Hoje sentamos e conversamos com um dos miúdos do ER em quem mais confiamos. Estávamos todos convencidos que este ano ele tinha feito um excelente percurso: finalmente estava bem encaminhado num curso profissional que ele tinha escolhido, muito ativo, competente e responsável como monitor, ao ponto de lhe confiarmos ocasionalmente uma das salas e, o melhor de tudo, já começava a participar e a dizer o que pensa quando a isso era solicitado. Um caso de sucesso, quase um oásis no meio do deserto. Esta semana descobrimos, no entanto, por portas travessas, que ele nos estava a mentir desde fevereiro. Tinha desistido do curso e não nos disse nada, apesar de todas as semanas lhe perguntarmos como estava a correr e ele responder que estava tudo muito bem. Perguntamos-lhe porque nos tinha escondido a verdade por tanto tempo e a resposta foi óbvia: vergonha da desilusão que sabia que nos ia provocar. Hoje, sentados, olhos nos olhos, dissemos-lhe que a desilusão não diminuiu em nada a importância que ele tem para nós e para os miúdos com quem trabalha e propusemos-lhe uma penalização. Que ele aceitou com os olhos a brilhar. De alívio. E alegria.
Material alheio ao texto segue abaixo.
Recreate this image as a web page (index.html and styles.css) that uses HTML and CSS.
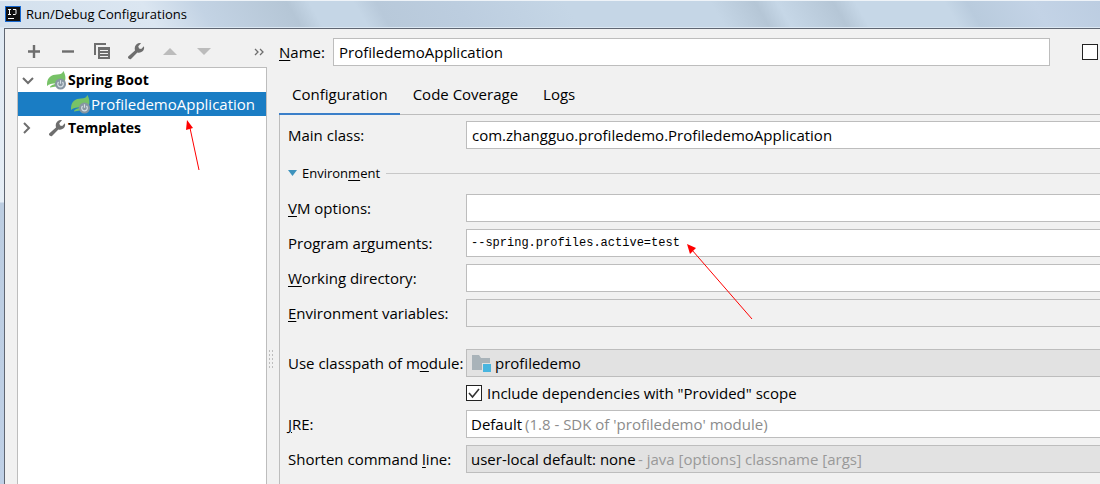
FILE: index.html
```html
<!DOCTYPE html>
<html lang="en">
<head>
<meta charset="utf-8">
<title>Run/Debug Configurations</title>
<link rel="stylesheet" href="styles.css">
</head>
<body>
<svg class="defs" aria-hidden="true">
  <symbol id="wrench" viewBox="0 0 18 18"><path d="M1.2 14.6 8 8.4C7.3 5.800 8 3.600 9.600 2.300 11 1.100 12.600.900 14 1.300L11.300 4.200 12 6.400 14.200 7 16.900 4.200C17.500 6.200 17 8 15.600 9.300 14 10.700 12 10.900 10.400 10.400L4 16.900C2.500 17.900.200 16 1.200 14.600Z" fill="#6e6e6e"/></symbol>
  <symbol id="spring" viewBox="0 0 20 20"><path class="leaf" d="M0 16C-.5 8 4 4.500 10 4.500 13.500 4.500 15.500 3.500 16.500 1 18.500 5 18.800 8 18 11L12 16 3 17.500C3 15.500 6 14.800 9 13.500 5 13.500 2 14 0 16Z"/><circle cx="13.500" cy="14" r="5.500" fill="#8796a1"/><path d="M11.600 12a2.800 2.800 0 1 0 3.800 0M13.500 10.300v3.400" fill="none" stroke="#d4dde3" stroke-width="1.200"/></symbol>
</svg>
<header class="titlebar">
  <svg class="app-icon" width="16" height="16" viewBox="0 0 16 16" aria-hidden="true"><rect x=".5" y=".5" width="15" height="15" fill="#111" stroke="#1769d2"/><path d="M3 3.500h3M4.500 3.500v5M3 8.500h3M8 3.500h3v4q0 1-1 1H8M3 12.500h6" fill="none" stroke="#fff"/></svg>
  <h1 class="title">Run/Debug Configurations</h1>
</header>
<main class="frame">
  <aside class="sidebar">
    <div class="toolbar">
      <button class="tool" aria-label="Add"><svg width="18" height="18"><path d="M9 3v13M3 9.500h12" stroke="#6e6e6e" stroke-width="2.400"/></svg></button>
      <button class="tool" aria-label="Remove"><svg width="18" height="18"><path d="M3 9.500h12" stroke="#6e6e6e" stroke-width="2.400"/></svg></button>
      <button class="tool" aria-label="Copy"><svg width="18" height="18"><path d="M2 13V2h11" fill="none" stroke="#6e6e6e" stroke-width="2"/><path d="M5 5h12v12H5z" fill="#6e6e6e"/><path d="M7 8.500h8M7 11.500h8M7 14.500h8" stroke="#f1f1f1"/></svg></button>
      <button class="tool" aria-label="Edit templates"><svg width="18" height="18"><use href="#wrench"/></svg></button>
      <button class="tool" aria-label="Move up" disabled><svg width="18" height="18"><path d="M9 6l7 7H2z" fill="#bcbcbc"/></svg></button>
      <button class="tool" aria-label="Move down" disabled><svg width="18" height="18"><path d="M9 13l7-7H2z" fill="#bcbcbc"/></svg></button>
      <button class="tool more" aria-label="More"><svg width="18" height="18"><path d="M6 7l3 3-3 3M11 7l3 3-3 3" fill="none" stroke="#6e6e6e" stroke-width="1.300"/></svg></button>
    </div>
    <ul class="tree">
      <li class="node"><svg class="chevron" width="12" height="12"><path d="M1 4l5 5 5-5" /></svg><svg class="node-icon" width="20" height="20"><use href="#spring"/></svg><b>Spring Boot</b></li>
      <li class="node child selected"><svg class="node-icon" width="20" height="20"><use href="#spring"/></svg><span>ProfiledemoApplication</span></li>
      <li class="node"><svg class="chevron" width="12" height="12"><path d="M2 1l5 5-5 5"/></svg><svg class="node-icon" width="20" height="20" viewBox="-1 -1 20 20"><use href="#wrench" width="18" height="18"/></svg><b>Templates</b></li>
    </ul>
  </aside>
  <div class="splitter"></div>
  <section class="editor">
    <div class="name-row">
      <label class="name-label" for="name"><u>N</u>ame:</label>
      <input class="field" id="name" type="text" value="ProfiledemoApplication">
      <input class="check" type="checkbox" aria-label="Share">
    </div>
    <div class="tabs" role="tablist">
      <button class="tab active" role="tab" aria-selected="true">Configuration</button>
      <button class="tab" role="tab">Code Coverage</button>
      <button class="tab" role="tab">Logs</button>
    </div>
    <form class="form">
      <label for="main">Main class:</label>
      <input class="field" id="main" type="text" value="com.zhangguo.profiledemo.ProfiledemoApplication">
      <div class="group"><svg width="10" height="8" aria-hidden="true"><path d="M0 1h9L4.500 7z" fill="#3e93bd"/></svg><span>Environ<u>m</u>ent</span></div>
      <label for="vm"><u>V</u>M options:</label>
      <input class="field" id="vm" type="text">
      <label for="args">Program a<u>r</u>guments:</label>
      <input class="field mono" id="args" type="text" value="--spring.profiles.active=test">
      <label for="dir"><u>W</u>orking directory:</label>
      <input class="field" id="dir" type="text">
      <label for="env"><u>E</u>nvironment variables:</label>
      <input class="field readonly" id="env" type="text" readonly>
      <label class="spaced" for="module">Use classpath of m<u>o</u>dule:</label>
      <div class="combo spaced">
        <select class="field gray with-icon" id="module"><option>profiledemo</option></select>
        <svg class="folder" width="20" height="18" aria-hidden="true"><path d="M0 1h7l2 3h9v12H0z" fill="#a9b3b9"/><path d="M10 9h10v9H10z" fill="#e2e2e2"/><path d="M11 10h8v8h-8z" fill="#48b5df"/></svg>
      </div>
      <div class="option"><input class="check" type="checkbox" id="provided" checked><label for="provided">Include dependencies with "Provided" scope</label></div>
      <label for="jre"><u>J</u>RE:</label>
      <div class="combo">
        <select class="field" id="jre"><option>Default</option></select>
        <span class="hint jre-hint">(1.8 - SDK of 'profiledemo' module)</span>
      </div>
      <label for="shorten">Shorten command <u>l</u>ine:</label>
      <div class="combo">
        <select class="field gray" id="shorten"><option>user-local default: none</option></select>
        <span class="hint shorten-hint">- java [options] classname [args]</span>
      </div>
    </form>
  </section>
</main>
<svg class="arrow to-node" width="16" height="52" aria-hidden="true"><path d="M3 8l9 42" stroke="#f00" fill="none"/><path d="M0 0l6 8-7 2z" fill="#f00"/></svg>
<svg class="arrow to-args" width="68" height="78" aria-hidden="true"><path d="M5 6l60 69" stroke="#f00" fill="none"/><path d="M0 0l9 4-6 6z" fill="#f00"/></svg>
</body>
</html>
```
FILE: styles.css
```css
* { box-sizing: border-box; }
body {
  margin: 0;
  min-height: 100vh;
  display: flex;
  flex-direction: column;
  overflow: hidden;
  background: linear-gradient(#dfe9f3 0, #e6eef6 202px, #bccde1 203px, #bfd0e6 100%);
  font: 15px/20px "Open Sans", "Noto Sans", sans-serif;
  color: #000;
}
button, input, select { font: inherit; color: inherit; margin: 0; }
u { text-underline-offset: 2px; }
.defs { position: absolute; width: 0; height: 0; }
.titlebar {
  height: 28px;
  display: flex;
  align-items: center;
  gap: 5px;
  padding-left: 5px;
  border-top: 1px solid #eef3f8;
  border-bottom: 1px solid #dce8f3;
  background: linear-gradient(60deg, #d3e0ed 0, #dbe6f1 14%, #c3d3e4 19%, #b5c6d6 27%, #c5d6e6 29%, #c5d6e6 33%, #b8c9da 35%, #bccddf 42%, #c5d6e6 52%, #c5d6e6 65%, #b5c6d6 69%, #c6d7e7 71%, #b5c6d6 76%, #c6d7e7 78%, #c6d7e7 86%, #b9cbdd 88%, #c3d3e6 94%, #bccde1 100%);
}
.title { margin: 0; font-size: 13px; font-weight: 400; line-height: 20px; }
.frame {
  flex: 1;
  display: flex;
  margin-left: 4px;
  border-top: 1px solid #5f6672;
  border-left: 1px solid #5f6672;
  background: #f1f1f1;
}
.sidebar { width: 262px; padding-left: 12px; display: flex; flex-direction: column; }
.toolbar { height: 38px; display: flex; align-items: center; gap: 16px; padding: 6px 0 0 8px; }
.tool { width: 18px; height: 18px; padding: 0; border: 0; background: none; }
.tool svg { display: block; }
.more { margin-left: auto; }
.tree { flex: 1; margin: 0; padding: 0; list-style: none; background: #fff; border: 1px solid #bdbdbd; border-bottom: 0; }
.node { height: 24px; display: flex; align-items: center; padding-left: 4px; }
.node b { margin-left: 1px; font-size: 14px; }
.chevron { margin-right: 13px; fill: none; stroke: #6e6e6e; stroke-width: 2; }
.leaf { fill: #77c267; }
.child { padding-left: 53px; }
.selected { background: #1a7dc4; color: #fff; }
.selected .leaf { fill: #5aad5d; }
.splitter {
  width: 12px;
  height: 339px;
  padding: 320px 5px 0 1px;
  background: radial-gradient(circle, #bdbdbd 1px, transparent 1px) 1px 320px / 3px 4px;
  background-clip: content-box;
}
.editor { flex: 1; min-width: 0; display: flex; flex-direction: column; }
.name-row { display: flex; align-items: center; padding: 9px 2px 0 0; }
.name-label { width: 54px; }
.name-row .field { flex: 1; margin-right: 32px; }
.field { display: block; width: 100%; min-width: 0; height: 28px; padding: 0 5px; border: 1px solid #bdbdbd; border-radius: 0; background: #fff; outline: 0; }
.check { appearance: none; flex: none; width: 16px; height: 16px; border: 1px solid #222; background: #fff; }
.check:checked { background: #fff url("data:image/svg+xml,%3Csvg xmlns='http://www.w3.org/2000/svg' width='14' height='14'%3E%3Cpath d='M2 7l3.500 4L12 3' fill='none' stroke='%23333' stroke-width='1.600'/%3E%3C/svg%3E"); }
.tabs { display: flex; margin-top: 9px; height: 40px; border-bottom: 1px solid #bdbdbd; }
.tab { height: 40px; padding: 0 12px 0 13px; border: 0; border-bottom: 2px solid transparent; background: none; }
.active { border-color: #3b7fc9; }
.form {
  flex: 1;
  display: grid;
  grid-template-columns: 178px minmax(0, 1fr);
  gap: 7px 0;
  align-content: start;
  align-items: center;
  padding: 6px 0 10px 8px;
  border-left: 1px solid #bdbdbd;
}
.form .field { border-right: 0; }
.form .mono { padding-left: 4px; font: 12px/20px "Liberation Mono", monospace; }
.form .readonly { background: #f1f1f1; }
.form .gray { background: #e2e2e2; }
.group { grid-column: 1 / -1; height: 31px; padding-top: 3px; display: flex; align-items: center; gap: 4px; font-size: 13px; }
.group::after { content: ""; flex: 1; height: 1px; margin-left: 2px; background: #c8c8c8; }
.spaced { margin-top: 15px; }
.combo { display: grid; align-items: center; }
.combo > * { grid-area: 1 / 1; }
.combo select { appearance: none; padding: 0 4px; }
.combo .with-icon { padding-left: 28px; }
.folder { margin-left: 6px; pointer-events: none; }
.hint { color: #8c8c8c; pointer-events: none; white-space: nowrap; }
.jre-hint { margin-left: 59px; }
.shorten-hint { margin-left: 172px; color: #999; }
.option { grid-column: 2; height: 19px; padding-bottom: 2px; display: flex; align-items: center; gap: 5px; }
.arrow { position: absolute; overflow: visible; }
.to-node { left: 187px; top: 120px; }
.to-args { left: 687px; top: 244px; }
```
Quando, no princípio desta semana, soube do que ele fizera, entendi logo porque o tinha feito. Revi-me logo no que ele tinha feito. Não sei o que nos leva a inventar realidades fantasiosas e a viver nelas como se fossem verdadeiras. Talvez porque não consigamos suportar a desilusão provocada nos que confiam e apostam em nós, tentamos tapar o sol com a peneira e adequamos a realidade ao nosso discurso, esquecendo que a realidade é real, e que acaba por nos cair em cima da cabeça. E, quando nos cai, quando somos descobertos, quando somos confrontados justamente por aqueles a quem desiludimos, a nossa maior preocupação é que a "pena", o castigo, nos permita voltar a reatar aquele elo de confiança que deitamos a perder. Naqueles olhos a brilhar eu revi os meus olhos de cada vez que, penitente, me permitem recomeçar. E foram tantas!

Hoje, depois da conversa com todos, quando estávamos apenas os dois, eu disse-lhe para aprender a confiar em nós. Que ele não inventava nada. Que não havia nada que ele fizesse que eu não tivesse já feito. Inclusivamente, que o que ele tinha acabado de fazer eu próprio já o fizera várias vezes. Por isso, não precisava de se esconder. Mas de assumir. E recomeçar. Connosco, que estamos aqui para o ajudar. Sempre.

Há alguns dias, raros, que me ajudam a perceber o que faço aqui no ER.